I never thought I would feel so grateful for outhouses. It was certainly setting a new standard for what I considered luxurious.
As we got back down to the dock, it began to rain. We quickly set up camp, using the small porch of the boat dock to keep our packs dry. Once the tent and sleeping gear was up, we stowed our packs in the tent and used the small porch for shelter while we cooked dinner.
It was chilly that evening, and I was so happy to put on my pullover and warm socks before I burrowed down in my sleeping bag. The rain continued through the night, and we drifted to sleep, cozy and dry in our tent.
Day 15 St. Olav’s
The next morning, we slept in until 10 am, greeted by cooler temperatures and no rain. We slept well but woke up to deflated air mattresses. We used the lake water to find and mark the small holes to patch later.
Göran, our generous host, came down to visit us and unlocked the dock house so that we could sit inside while we cooked and ate breakfast.
He and Andy hit it off immediately, as Göran also is an engineer. He was a structural engineer and had spent most of his career working on building projects internationally. Although he had settled into his retirement, we could tell he, too, had an adventurous spirit and was thrilled that we were on our trip.

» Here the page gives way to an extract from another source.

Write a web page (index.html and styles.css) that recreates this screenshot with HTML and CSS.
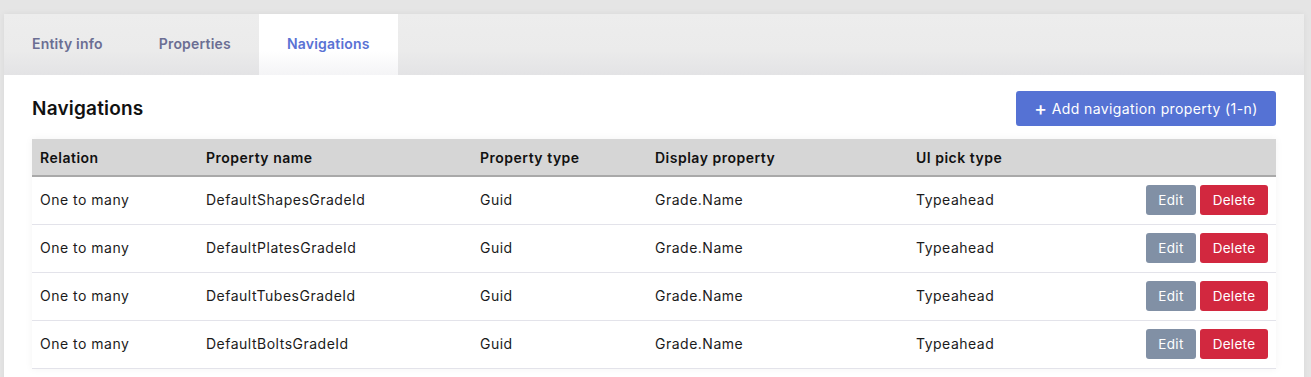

He invited us back up to his house, which he had designed and built himself. He then showed us his woodworking shop, where he built knife handles, bows, and an ice yachting rig. His favorite projects seemed to be the bow that he had made for his granddaughter, a very skilled competition archer, and his ice yacht. As a couple of Okies, we had never heard of ice yachting. But when we learned how these small sail-powered vessels can zip across the ice at up to 90mph, we were both thrilled and terrified for Göran.

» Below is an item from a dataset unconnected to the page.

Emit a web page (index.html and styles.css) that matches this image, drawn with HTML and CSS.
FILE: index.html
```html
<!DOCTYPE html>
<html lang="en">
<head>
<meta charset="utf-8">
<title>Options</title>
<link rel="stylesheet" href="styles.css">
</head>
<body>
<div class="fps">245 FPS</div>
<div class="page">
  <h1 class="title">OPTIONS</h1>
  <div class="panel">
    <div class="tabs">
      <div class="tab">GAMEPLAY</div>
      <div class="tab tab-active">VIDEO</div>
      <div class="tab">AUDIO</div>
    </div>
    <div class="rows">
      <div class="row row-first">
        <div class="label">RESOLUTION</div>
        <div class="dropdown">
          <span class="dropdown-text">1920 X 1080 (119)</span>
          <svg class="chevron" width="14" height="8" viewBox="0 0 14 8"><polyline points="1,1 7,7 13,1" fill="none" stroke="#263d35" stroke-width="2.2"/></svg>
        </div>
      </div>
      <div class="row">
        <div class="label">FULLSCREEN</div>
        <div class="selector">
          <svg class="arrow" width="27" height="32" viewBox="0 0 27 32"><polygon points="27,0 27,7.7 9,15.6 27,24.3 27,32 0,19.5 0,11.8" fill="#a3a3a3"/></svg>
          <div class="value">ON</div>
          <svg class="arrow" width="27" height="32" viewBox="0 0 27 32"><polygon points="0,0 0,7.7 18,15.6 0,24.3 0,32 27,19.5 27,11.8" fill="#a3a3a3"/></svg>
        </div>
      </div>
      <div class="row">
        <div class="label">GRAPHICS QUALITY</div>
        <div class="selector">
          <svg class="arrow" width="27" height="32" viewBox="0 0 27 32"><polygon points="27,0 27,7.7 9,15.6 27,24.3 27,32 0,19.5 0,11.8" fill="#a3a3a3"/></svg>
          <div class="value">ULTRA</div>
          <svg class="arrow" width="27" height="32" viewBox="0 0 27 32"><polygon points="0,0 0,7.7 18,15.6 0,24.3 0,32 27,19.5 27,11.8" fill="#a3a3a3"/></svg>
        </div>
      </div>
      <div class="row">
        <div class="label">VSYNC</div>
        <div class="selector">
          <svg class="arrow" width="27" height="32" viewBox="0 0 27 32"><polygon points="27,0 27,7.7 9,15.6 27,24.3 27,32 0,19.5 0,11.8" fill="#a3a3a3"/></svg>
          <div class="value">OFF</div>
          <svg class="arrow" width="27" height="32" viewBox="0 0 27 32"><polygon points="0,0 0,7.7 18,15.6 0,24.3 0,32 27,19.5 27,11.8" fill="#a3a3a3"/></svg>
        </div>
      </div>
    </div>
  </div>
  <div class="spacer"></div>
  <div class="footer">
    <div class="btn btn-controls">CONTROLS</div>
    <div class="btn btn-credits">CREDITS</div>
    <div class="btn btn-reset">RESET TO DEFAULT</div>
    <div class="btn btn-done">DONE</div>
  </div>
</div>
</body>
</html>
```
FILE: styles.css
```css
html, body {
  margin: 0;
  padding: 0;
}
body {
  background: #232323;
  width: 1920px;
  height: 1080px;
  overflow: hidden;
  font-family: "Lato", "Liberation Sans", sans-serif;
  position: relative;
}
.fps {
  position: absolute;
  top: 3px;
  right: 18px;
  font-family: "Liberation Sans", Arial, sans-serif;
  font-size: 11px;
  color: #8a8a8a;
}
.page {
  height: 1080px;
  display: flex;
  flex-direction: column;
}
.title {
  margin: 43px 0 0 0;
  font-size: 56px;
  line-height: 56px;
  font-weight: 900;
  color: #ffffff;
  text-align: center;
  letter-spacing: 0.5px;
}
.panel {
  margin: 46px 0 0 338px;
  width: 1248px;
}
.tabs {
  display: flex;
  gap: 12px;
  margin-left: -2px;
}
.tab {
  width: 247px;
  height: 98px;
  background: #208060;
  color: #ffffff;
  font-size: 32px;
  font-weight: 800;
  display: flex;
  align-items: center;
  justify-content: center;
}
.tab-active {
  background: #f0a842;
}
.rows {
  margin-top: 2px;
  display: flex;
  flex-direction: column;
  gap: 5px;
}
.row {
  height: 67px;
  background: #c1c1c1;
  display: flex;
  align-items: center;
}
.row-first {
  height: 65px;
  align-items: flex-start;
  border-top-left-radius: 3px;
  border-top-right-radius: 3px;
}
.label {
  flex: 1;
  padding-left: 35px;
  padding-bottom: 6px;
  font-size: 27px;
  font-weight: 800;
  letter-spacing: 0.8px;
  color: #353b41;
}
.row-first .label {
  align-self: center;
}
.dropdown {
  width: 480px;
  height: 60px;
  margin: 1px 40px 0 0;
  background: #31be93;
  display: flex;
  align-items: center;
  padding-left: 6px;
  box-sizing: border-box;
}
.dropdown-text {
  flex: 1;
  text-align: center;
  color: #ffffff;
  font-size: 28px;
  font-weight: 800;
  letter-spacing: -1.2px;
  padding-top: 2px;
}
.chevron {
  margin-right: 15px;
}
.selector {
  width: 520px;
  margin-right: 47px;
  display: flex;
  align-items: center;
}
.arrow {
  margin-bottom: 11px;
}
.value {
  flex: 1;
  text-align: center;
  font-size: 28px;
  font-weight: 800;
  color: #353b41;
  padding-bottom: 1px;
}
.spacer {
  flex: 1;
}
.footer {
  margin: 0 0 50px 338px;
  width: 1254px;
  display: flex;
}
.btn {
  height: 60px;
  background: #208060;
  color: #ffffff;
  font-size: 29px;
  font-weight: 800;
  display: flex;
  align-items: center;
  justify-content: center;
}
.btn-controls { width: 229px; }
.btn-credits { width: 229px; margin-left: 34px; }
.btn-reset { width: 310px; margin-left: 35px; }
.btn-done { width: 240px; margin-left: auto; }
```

He was very proud of his home and shop, and he seemed happy to share it with two American hikers.
We visited with Göran for much longer than we planned, finally leaving his property around 3 pm. Oh well, we said, that was totally worth it. Göran was a gem.
Having daily mileage goals is good and all, but taking time to meet and talk with people like this is so much more important to us.